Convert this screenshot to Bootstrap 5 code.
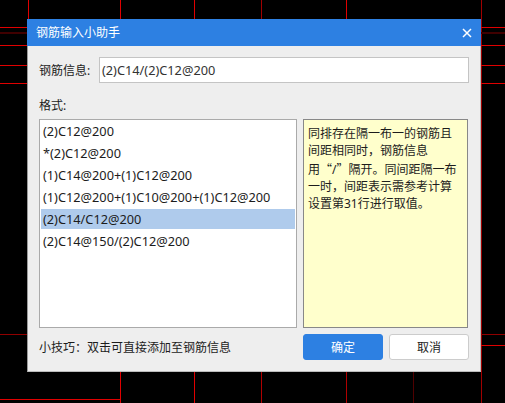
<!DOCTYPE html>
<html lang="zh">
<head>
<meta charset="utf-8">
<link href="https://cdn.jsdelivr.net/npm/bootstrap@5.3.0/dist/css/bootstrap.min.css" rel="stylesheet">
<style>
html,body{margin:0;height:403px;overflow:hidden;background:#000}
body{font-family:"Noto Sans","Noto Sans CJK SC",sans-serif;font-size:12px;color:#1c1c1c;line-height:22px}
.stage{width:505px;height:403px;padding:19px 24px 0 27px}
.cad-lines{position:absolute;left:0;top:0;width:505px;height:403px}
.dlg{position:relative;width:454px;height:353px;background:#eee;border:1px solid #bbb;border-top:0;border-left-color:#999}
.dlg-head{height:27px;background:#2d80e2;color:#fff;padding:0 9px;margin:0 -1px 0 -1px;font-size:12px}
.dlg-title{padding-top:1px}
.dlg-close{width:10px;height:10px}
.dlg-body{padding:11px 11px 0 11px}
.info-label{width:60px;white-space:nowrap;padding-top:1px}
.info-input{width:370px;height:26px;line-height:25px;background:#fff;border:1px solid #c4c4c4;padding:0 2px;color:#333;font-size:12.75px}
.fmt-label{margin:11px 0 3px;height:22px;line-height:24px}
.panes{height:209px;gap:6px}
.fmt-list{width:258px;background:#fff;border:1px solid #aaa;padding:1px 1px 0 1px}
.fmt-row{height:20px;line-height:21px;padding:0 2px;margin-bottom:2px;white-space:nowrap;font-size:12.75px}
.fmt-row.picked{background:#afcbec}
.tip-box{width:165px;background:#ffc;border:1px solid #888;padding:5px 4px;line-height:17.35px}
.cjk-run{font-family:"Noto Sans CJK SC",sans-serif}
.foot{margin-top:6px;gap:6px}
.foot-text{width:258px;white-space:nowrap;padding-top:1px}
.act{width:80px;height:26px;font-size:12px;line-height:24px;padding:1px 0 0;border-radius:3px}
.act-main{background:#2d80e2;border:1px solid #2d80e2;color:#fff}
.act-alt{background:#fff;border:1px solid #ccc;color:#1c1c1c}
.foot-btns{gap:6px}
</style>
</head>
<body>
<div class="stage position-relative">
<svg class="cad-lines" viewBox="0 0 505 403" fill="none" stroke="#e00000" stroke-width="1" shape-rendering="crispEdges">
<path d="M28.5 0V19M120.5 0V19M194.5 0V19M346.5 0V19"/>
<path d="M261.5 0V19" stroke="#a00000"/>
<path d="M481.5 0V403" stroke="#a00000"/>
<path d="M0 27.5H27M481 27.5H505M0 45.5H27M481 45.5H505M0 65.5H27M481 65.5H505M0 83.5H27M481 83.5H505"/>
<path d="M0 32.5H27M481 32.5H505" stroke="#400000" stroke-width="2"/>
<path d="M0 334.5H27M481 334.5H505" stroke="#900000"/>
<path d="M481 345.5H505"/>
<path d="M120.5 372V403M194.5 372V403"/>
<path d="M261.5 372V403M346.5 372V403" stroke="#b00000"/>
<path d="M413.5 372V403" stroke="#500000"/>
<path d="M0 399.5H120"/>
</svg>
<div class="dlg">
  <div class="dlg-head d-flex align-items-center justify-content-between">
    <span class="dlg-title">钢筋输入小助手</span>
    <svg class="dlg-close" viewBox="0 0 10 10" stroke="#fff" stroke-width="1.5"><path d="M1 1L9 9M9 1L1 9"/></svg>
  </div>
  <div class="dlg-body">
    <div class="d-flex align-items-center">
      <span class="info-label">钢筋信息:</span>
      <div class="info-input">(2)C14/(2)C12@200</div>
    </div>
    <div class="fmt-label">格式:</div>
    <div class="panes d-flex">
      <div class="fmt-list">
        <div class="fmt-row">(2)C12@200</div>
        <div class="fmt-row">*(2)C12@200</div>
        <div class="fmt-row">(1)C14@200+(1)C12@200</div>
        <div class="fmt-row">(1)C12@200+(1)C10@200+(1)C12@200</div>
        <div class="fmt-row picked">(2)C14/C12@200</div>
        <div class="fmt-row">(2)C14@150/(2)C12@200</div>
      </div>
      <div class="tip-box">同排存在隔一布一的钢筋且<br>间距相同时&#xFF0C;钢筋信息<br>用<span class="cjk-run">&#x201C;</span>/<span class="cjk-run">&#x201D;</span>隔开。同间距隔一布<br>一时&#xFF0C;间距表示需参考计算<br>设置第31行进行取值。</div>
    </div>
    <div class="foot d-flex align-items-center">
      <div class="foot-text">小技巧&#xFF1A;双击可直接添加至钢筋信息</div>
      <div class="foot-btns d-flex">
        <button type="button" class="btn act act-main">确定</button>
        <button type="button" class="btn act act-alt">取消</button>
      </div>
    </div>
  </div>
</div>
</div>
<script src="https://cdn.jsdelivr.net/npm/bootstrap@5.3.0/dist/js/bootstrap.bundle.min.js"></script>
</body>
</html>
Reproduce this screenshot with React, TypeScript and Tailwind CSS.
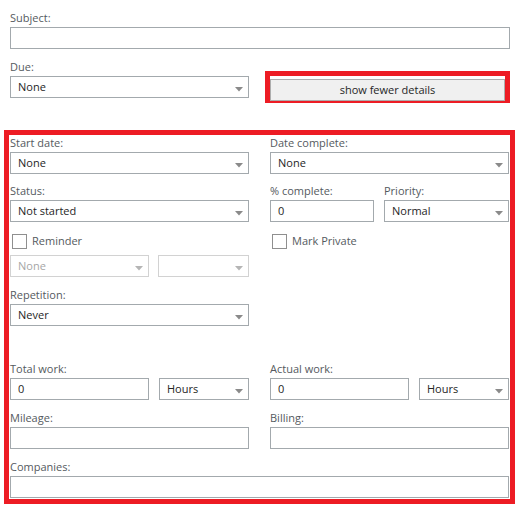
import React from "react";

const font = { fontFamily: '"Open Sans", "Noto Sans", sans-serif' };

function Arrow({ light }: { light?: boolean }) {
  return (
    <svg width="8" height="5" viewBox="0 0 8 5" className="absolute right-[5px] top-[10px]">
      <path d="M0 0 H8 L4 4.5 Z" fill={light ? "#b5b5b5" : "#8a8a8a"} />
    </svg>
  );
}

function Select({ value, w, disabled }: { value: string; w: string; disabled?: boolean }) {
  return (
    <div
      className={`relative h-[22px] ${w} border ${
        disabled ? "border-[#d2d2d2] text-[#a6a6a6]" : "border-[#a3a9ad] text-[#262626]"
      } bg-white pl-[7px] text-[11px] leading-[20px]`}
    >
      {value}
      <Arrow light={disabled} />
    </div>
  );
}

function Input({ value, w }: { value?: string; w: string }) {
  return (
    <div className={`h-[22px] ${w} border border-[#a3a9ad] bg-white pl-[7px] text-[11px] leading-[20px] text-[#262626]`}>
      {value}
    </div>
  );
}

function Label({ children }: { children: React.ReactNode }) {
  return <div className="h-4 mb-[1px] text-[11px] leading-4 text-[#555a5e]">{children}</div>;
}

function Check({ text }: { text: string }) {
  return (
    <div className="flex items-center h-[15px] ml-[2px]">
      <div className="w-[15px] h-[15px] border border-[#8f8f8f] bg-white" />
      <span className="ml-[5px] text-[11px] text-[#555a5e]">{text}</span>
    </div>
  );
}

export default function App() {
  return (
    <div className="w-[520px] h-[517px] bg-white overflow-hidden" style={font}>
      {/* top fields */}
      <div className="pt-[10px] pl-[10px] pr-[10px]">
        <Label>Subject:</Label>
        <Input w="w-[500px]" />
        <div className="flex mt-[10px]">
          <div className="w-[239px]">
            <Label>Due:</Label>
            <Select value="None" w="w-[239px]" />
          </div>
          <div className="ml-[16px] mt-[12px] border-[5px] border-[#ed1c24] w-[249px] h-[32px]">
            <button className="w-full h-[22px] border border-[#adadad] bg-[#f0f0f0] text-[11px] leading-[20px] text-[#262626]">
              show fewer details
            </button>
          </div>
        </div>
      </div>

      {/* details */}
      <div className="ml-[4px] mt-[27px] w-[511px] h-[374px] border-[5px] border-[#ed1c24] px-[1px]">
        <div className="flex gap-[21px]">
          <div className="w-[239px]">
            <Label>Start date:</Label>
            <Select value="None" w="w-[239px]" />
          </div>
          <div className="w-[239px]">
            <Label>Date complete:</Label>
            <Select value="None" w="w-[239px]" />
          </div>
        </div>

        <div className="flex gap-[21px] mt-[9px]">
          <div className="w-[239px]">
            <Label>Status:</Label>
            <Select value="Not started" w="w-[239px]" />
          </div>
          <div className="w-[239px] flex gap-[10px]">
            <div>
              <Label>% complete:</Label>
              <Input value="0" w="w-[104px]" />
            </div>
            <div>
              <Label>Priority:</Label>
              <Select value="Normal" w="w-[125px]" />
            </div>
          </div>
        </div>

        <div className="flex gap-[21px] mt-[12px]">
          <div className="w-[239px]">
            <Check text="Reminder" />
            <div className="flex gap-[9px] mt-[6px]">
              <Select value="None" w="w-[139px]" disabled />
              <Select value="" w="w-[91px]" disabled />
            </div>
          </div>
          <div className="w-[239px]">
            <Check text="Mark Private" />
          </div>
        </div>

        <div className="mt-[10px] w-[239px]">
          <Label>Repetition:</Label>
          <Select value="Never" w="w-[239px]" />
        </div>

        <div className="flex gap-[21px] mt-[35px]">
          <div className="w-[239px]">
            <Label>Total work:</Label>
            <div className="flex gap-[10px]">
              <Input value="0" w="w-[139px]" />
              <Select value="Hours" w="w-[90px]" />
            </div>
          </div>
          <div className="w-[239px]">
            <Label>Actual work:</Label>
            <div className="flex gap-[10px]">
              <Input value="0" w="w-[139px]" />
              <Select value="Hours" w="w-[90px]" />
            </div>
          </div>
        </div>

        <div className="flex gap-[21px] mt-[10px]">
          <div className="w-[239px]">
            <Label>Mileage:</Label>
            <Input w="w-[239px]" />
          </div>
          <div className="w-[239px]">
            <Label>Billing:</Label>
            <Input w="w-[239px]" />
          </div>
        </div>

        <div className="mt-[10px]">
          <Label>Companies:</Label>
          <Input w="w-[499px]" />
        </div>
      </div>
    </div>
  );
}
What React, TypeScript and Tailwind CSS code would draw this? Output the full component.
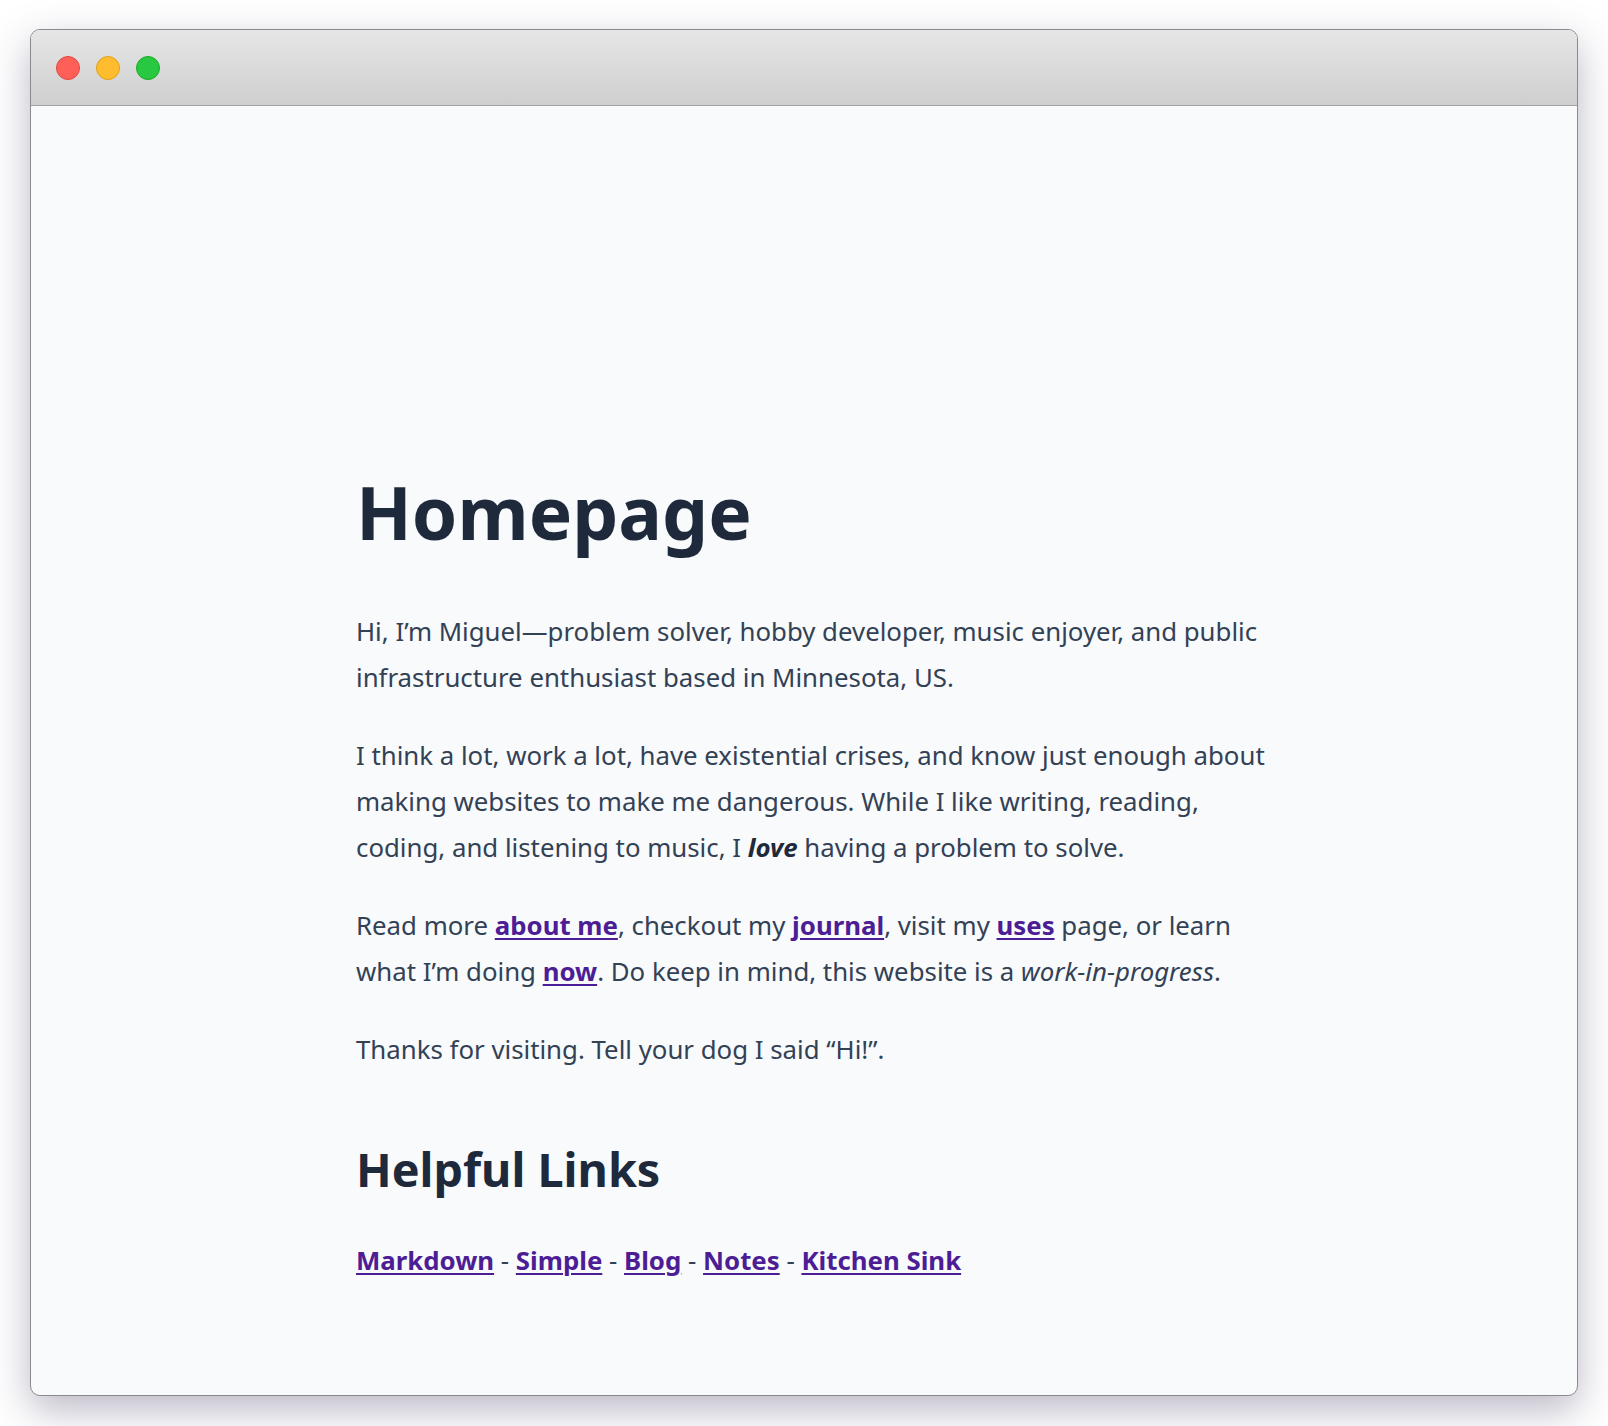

**PROBLEM TO SOLVE**
Tell how many lines include "this". The number is the whole answer.

**RESPONSE BELOW**
3